An analytical solution of heat and mass transfer in a counter/parallel flow plate membrane module used in an absorption heat pump

A plate membrane module is applied in an absorption heat pump for heating to provide domestic hot water. In the membrane module, water and salt solution are used as refrigerant and absorbent, respectively. The water and the solution streams, in a counter flow or a parallel flow arrangement, are separated by the membranes, which only allow transmission of water vapor, while prevent the water and the solution from permeating. The water vapor evaporated from the water stream is transferred across the membranes and the air-gaps and then absorbed by the solution stream. Absorption heat is then generated to heat the solution stream. In the membrane module, an element, including two plate membranes, an air-gap, and two neighboring channels, is selected as the calculation zone.

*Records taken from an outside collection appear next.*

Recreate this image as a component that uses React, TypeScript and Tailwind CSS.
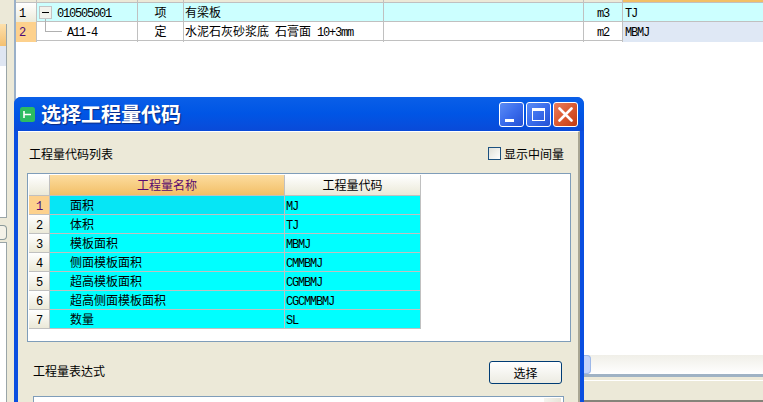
const topRows = [
  { no: '1', code: '010505001', type: '项', name: '有梁板', extra: '', unit: 'm3', qty: 'TJ' },
  { no: '2', code: 'A11-4', type: '定', name: '水泥石灰砂浆底 石膏面', extra: '10+3mm', unit: 'm2', qty: 'MBMJ' },
]

const codes = [
  { no: '1', name: '面积', code: 'MJ' },
  { no: '2', name: '体积', code: 'TJ' },
  { no: '3', name: '模板面积', code: 'MBMJ' },
  { no: '4', name: '侧面模板面积', code: 'CMMBMJ' },
  { no: '5', name: '超高模板面积', code: 'CGMBMJ' },
  { no: '6', name: '超高侧面模板面积', code: 'CGCMMBMJ' },
  { no: '7', name: '数量', code: 'SL' },
]

function Latin({ children }: { children: React.ReactNode }) {
  return <span className="font-['Liberation_Mono',monospace] text-[12px] tracking-[-1.2px]">{children}</span>
}

function LeftStrip() {
  return (
    <div className="flex h-full w-4 shrink-0 flex-col border-r-2 border-[#9ab0c8] bg-[#ece9d8]">
      <div className="flex h-[218px] w-[7px] flex-col pt-6">
        <div className="flex flex-1 flex-col border-r border-[#9aa5a8]">
          <div className="h-[22px] bg-gradient-to-b from-[#fde0ac] to-[#f4c070]" />
          <div className="h-[20px] bg-[#dfe6f2]" />
          <div className="flex-1 bg-white" />
        </div>
        <div className="h-px bg-[#9aa5a8]" />
      </div>
      <div className="mt-[7px] h-[15px] w-[7px] rounded-r-sm border border-l-0 border-[#8c9a9a] bg-[#f4f2e8]" />
      <div className="mt-[2px] w-[7px] flex-1 border-t border-r border-[#9aa5a8] bg-white" />
    </div>
  )
}

function TopRow({ row, first }: { row: (typeof topRows)[number]; first: boolean }) {
  return (
    <div className={`grid h-[19px] grid-cols-[21px_101px_46px_200px_200px_39px_1fr] border-b border-[#c0c0c0] text-[12px] leading-[18px] text-black ${first ? 'bg-[#ccffff]' : 'bg-white'}`}>
      <div className={`border-r border-[#c0c0c0] pl-[3px] ${first ? 'bg-gradient-to-b from-white to-[#ebe9d8]' : 'bg-[#fdd18d] text-[#4b0a78]'}`}>
        <Latin>{row.no}</Latin>
      </div>
      <div className={`relative border-r border-[#c0c0c0] ${first ? 'pl-[20px]' : 'pl-[30px]'}`}>
        {first ? (
          <span className="absolute left-[2px] top-[3px] flex h-[13px] w-[13px] items-center justify-center border border-[#c4c4c4] bg-[#f2f2ec]">
            <span className="h-px w-[7px] bg-black" />
          </span>
        ) : (
          <span className="absolute left-[8px] top-[-3px] h-[13px] w-[17px] border-b border-l border-[#b0b0b0]" />
        )}
        <Latin>{row.code}</Latin>
      </div>
      <div className="border-r border-[#c0c0c0] text-center">{row.type}</div>
      <div className="border-r border-[#c0c0c0] pl-px whitespace-nowrap [word-spacing:3.3px]">
        {row.name} {row.extra && <Latin>{row.extra}</Latin>}
      </div>
      <div className="border-r border-[#c0c0c0]" />
      <div className="border-r border-[#c0c0c0] text-center">
        <Latin>{row.unit}</Latin>
      </div>
      <div className={`pl-[2px] ${first ? '' : 'bg-[#dfe8f5]'}`}>
        <Latin>{row.qty}</Latin>
      </div>
    </div>
  )
}

function TitleButton({ kind }: { kind: 'min' | 'max' | 'close' }) {
  const bg =
    kind === 'close'
      ? 'bg-gradient-to-br from-[#e87c5c] via-[#dc5a30] to-[#c23a10]'
      : 'bg-gradient-to-br from-[#5c8cf4] via-[#3a6cec] to-[#2450d4]'
  return (
    <div className={`flex h-[25px] w-[25px] items-center justify-center rounded-[3px] border border-white ${bg}`}>
      {kind === 'min' && <span className="mt-[13px] mr-[5px] h-[3px] w-[9px] bg-white" />}
      {kind === 'max' && (
        <span className="h-[13px] w-[13px] border border-t-[3px] border-white" />
      )}
      {kind === 'close' && (
        <svg width="15" height="15" viewBox="0 0 15 15">
          <path d="M1.5 1.5 L13.5 13.5 M13.5 1.5 L1.5 13.5" stroke="white" strokeWidth="2.6" strokeLinecap="round" />
        </svg>
      )}
    </div>
  )
}

function CodeGrid() {
  return (
    <div className="grid w-[392px] grid-cols-[21px_235px_136px] text-[12px] leading-[18px] text-black">
      <div className="h-[21px] border-r border-b border-[#c0c0c0] bg-gradient-to-b from-white to-[#ebe9d8]" />
      <div className="h-[21px] border-r border-b border-[#c0c0c0] bg-gradient-to-b from-[#fcdc9e] to-[#f2bf66] pt-px text-center text-[#5a0a6e]">
        工程量名称
      </div>
      <div className="h-[21px] border-b border-r border-[#c0c0c0] bg-gradient-to-b from-white to-[#ebe9d8] pt-px text-center">
        工程量代码
      </div>
      {codes.map((c, i) => (
        <div key={c.no} className="contents">
          <div className={`h-[19px] border-r border-b border-[#c0c0c0] text-center ${i === 0 ? 'bg-[#fdd18d] text-[#4b0a78]' : 'bg-gradient-to-b from-white to-[#ebe9d8]'}`}>
            <Latin>{c.no}</Latin>
          </div>
          <div className={`h-[19px] border-r border-b border-[#c0c0c0] pl-5 ${i === 0 ? 'bg-[#06e6f5]' : 'bg-[#00ffff]'}`}>
            {c.name}
          </div>
          <div className="h-[19px] border-r border-b border-[#c0c0c0] bg-[#00ffff] pl-px">
            <Latin>{c.code}</Latin>
          </div>
        </div>
      ))}
    </div>
  )
}

function Dialog() {
  return (
    <div className="absolute left-[14px] top-[97px] flex h-[340px] w-[570px] flex-col overflow-hidden rounded-t-[7px] bg-[#0a4ee0]">
      <div className="flex h-[34px] shrink-0 items-center bg-gradient-to-b from-[#0a5fe8] via-[#0055e5] to-[#0a4ad8] pl-[6px] pr-[6px]">
        <svg width="15" height="15" viewBox="0 0 15 15" className="shrink-0">
          <rect width="15" height="15" rx="2.5" fill="#2dbb62" />
          <path d="M4 4 V11 M4 7.5 H10 M8 7.5 H11" stroke="white" strokeWidth="1.6" fill="none" />
        </svg>
        <span className="ml-[6px] text-[20px] leading-none font-bold text-white [text-shadow:1px_1px_1px_#0a2a80]">
          选择工程量代码
        </span>
        <div className="ml-auto flex gap-[2px]">
          <TitleButton kind="min" />
          <TitleButton kind="max" />
          <TitleButton kind="close" />
        </div>
      </div>
      <div className="ml-[4px] mr-[4px] flex-1 border-t border-r-2 border-white border-r-[#a9a693] bg-[#ece9d8] pl-[9px] pr-[7px]">
        <div className="flex h-[41px] items-center justify-between pt-[2px] pr-[7px] pl-[2px] text-[12px] text-black">
          <span>工程量代码列表</span>
          <label className="flex items-center gap-[3px]">
            <span className="h-[13px] w-[13px] border border-[#1c5180] bg-gradient-to-br from-[#e0e0d8] to-white" />
            显示中间量
          </label>
        </div>
        <div className="h-[169px] w-[544px] border border-[#7f9db9] bg-white pl-px pt-px">
          <CodeGrid />
        </div>
        <div className="mt-[19px] flex h-[23px] items-center justify-between pr-[9px] pl-[6px] text-[12px] text-black">
          <span className="pb-[3px]">工程量表达式</span>
          <button className="h-[23px] w-[73px] rounded-[3px] border border-[#003c74] bg-gradient-to-b from-white to-[#ecebe2] text-[12px] text-black">
            选择
          </button>
        </div>
        <div className="relative ml-[6px] mt-[12px] h-[60px] w-[531px] border border-[#7f9db9] bg-white pl-[1px] pt-[2px] leading-[12px]">
          <Latin>MBMJ</Latin>
          <span className="absolute right-[2px] top-[1px] h-[20px] w-[17px] bg-gradient-to-r from-[#f4f4ee] to-[#e6e4d8]" />
        </div>
      </div>
    </div>
  )
}

export default function App() {
  return (
    <div className="relative flex h-[402px] w-[763px] overflow-hidden bg-white font-['Noto_Sans_CJK_SC',sans-serif]">
      <LeftStrip />
      <div className="flex min-w-0 flex-1 flex-col">
        <div className="grid h-[3px] grid-cols-[21px_101px_46px_200px_200px_39px_1fr] border-b border-[#c0c0c0] bg-[#ece9d8]">
          <span className="border-r border-[#c0c0c0]" />
          <span className="border-r border-[#c0c0c0]" />
          <span className="border-r border-[#c0c0c0]" />
          <span className="border-r border-[#c0c0c0]" />
          <span className="border-r border-[#c0c0c0]" />
          <span className="border-r border-[#c0c0c0]" />
          <span className="bg-[#f2bf66]" />
        </div>
        {topRows.map((r, i) => (
          <TopRow key={r.no} row={r} first={i === 0} />
        ))}
        <div className="flex-1" />
        <div className="flex h-[19px] bg-gradient-to-b from-[#f0efe8] to-white">
          <span className="ml-[568px] h-[19px] w-[7px] rounded-r-sm border border-l-0 border-[#9db8e8] bg-[#c4d4fa]" />
        </div>
        <div className="h-[3px] bg-[#9fb2c4]" />
        <div className="h-[3px] bg-[#ece9d8]" />
        <div className="h-px bg-white" />
        <div className="h-[19px] bg-[#ece9d8]" />
        <div className="h-[2px] bg-[#85847a]" />
      </div>
      <Dialog />
    </div>
  )
}
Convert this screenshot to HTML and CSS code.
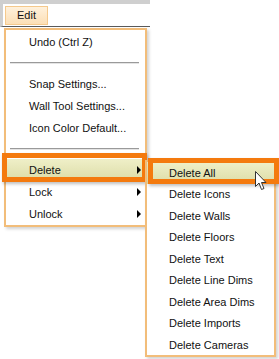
FILE: index.html
```html
<!DOCTYPE html>
<html lang="en">

<head>
    <meta charset="UTF-8">
    <title>Edit menu</title>
    <link rel="stylesheet" href="styles.css">
</head>

<body>
    <div class="screen">
        <div class="menubar">
            <div class="menu-title">Edit</div>
        </div>

        <div class="menu main-menu">
            <div class="item">Undo (Ctrl Z)</div>
            <div class="sep"></div>
            <div class="item">Snap Settings...</div>
            <div class="item">Wall Tool Settings...</div>
            <div class="item">Icon Color Default...</div>
            <div class="sep"></div>
            <div class="item has-sub marked">Delete<span class="arrow"></span></div>
            <div class="item has-sub">Lock<span class="arrow"></span></div>
            <div class="item has-sub">Unlock<span class="arrow"></span></div>
        </div>

        <div class="menu sub-menu">
            <div class="item marked">Delete All</div>
            <div class="item">Delete Icons</div>
            <div class="item">Delete Walls</div>
            <div class="item">Delete Floors</div>
            <div class="item">Delete Text</div>
            <div class="item">Delete Line Dims</div>
            <div class="item">Delete Area Dims</div>
            <div class="item">Delete Imports</div>
            <div class="item">Delete Cameras</div>
        </div>

        <svg class="cursor" width="12" height="20" viewBox="0 0 12 20">
            <path d="M0.5 0.5 L0.5 15.5 L4 12 L6.5 18.5 L9 17.5 L6.5 11.5 L11 11.5 Z" fill="#fff" stroke="#333"
                stroke-width="1" />
        </svg>
    </div>
</body>

</html>
```

FILE: styles.css
```css
body {
    margin: 0;
    background: #fff;
    font-family: 'Liberation Sans', Arial, sans-serif;
    font-size: 11px;
    color: #111;
}

.screen {
    position: relative;
    width: 279px;
    height: 359px;
    overflow: hidden;
}

.menubar {
    width: 145px;
    height: 22px;
    border-top: 4px solid #cfcfcf;
    border-left: 3px solid #cfcfcf;
    border-bottom: 1px solid #5a5a5a;
    padding: 2px 0 0 2px;
    box-sizing: content-box;
    height: 20px;
}

.menu-title {
    width: 41px;
    height: 17px;
    border: 1px solid #f5c98c;
    background: linear-gradient(#fff1dc, #fcdfb6);
    padding-left: 11px;
    line-height: 17px;
    box-sizing: content-box;
    width: 30px;
}

.menu {
    position: absolute;
    background: #fff;
    border: 2px solid #f2bd7a;
    box-sizing: border-box;
    box-shadow: 2px 2px 3px rgba(0, 0, 0, 0.18);
}

.main-menu {
    left: 4px;
    top: 28px;
    width: 143px;
    padding-top: 1px;
}

.sub-menu {
    left: 145px;
    top: 160px;
    width: 131px;
    height: 197px;
}

.item {
    position: relative;
    display: flex;
    align-items: center;
    justify-content: space-between;
    height: 22px;
    padding: 0 4px 0 23px;
}

.sub-menu .item {
    height: 21.5px;
    padding-left: 22px;
}

.sep {
    height: 20px;
    display: flex;
    align-items: center;
    padding: 0 6px 0 4px;
}

.sep::before {
    content: "";
    flex: 1;
    height: 1px;
    background: #9a9a9a;
    border-bottom: 1px solid #e4e4e4;
}

.arrow {
    width: 0;
    height: 0;
    border-top: 4px solid transparent;
    border-bottom: 4px solid transparent;
    border-left: 4px solid #000;
}

.marked {
    background: linear-gradient(#efefc8, #dcdca6);
}

.marked::after {
    content: "";
    position: absolute;
    border: 5px solid #f47a0e;
    box-shadow: 1px 2px 3px rgba(0, 0, 0, 0.25);
    pointer-events: none;
}

.main-menu .marked::after {
    left: -4px;
    top: -6px;
    right: -2px;
    bottom: -1px;
}

.sub-menu .marked::after {
    left: 1px;
    top: -4px;
    right: -5px;
    bottom: 0;
}

.cursor {
    position: absolute;
    left: 255px;
    top: 171px;
}
```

A heat and mass transfer model is established in an element to study the coupled heat and mass transfer. An analytical solution is obtained and experimentally validated for the normalized equations governing the momentum, heat and mass transports, which provides a fast, accurate, and convenient tool for the structural design and optimization of the module. Influences of the dimensionless parameters on the solution temperature lift are studied. It is concluded that the solution temperature lift first increases and then decreases with a decrease in the solution mass flow rate. The solution inlet mass fraction (Xs,in) of 0.55, the solution inlet temperature (Ts,in) of about 25 °C, and the aspect ratios of the air-gaps (W/da) of about 50 may have the best performances of the membrane modules. Both the sensible and latent heat transfer parameters are the dominate factors affecting the solution temperature lift.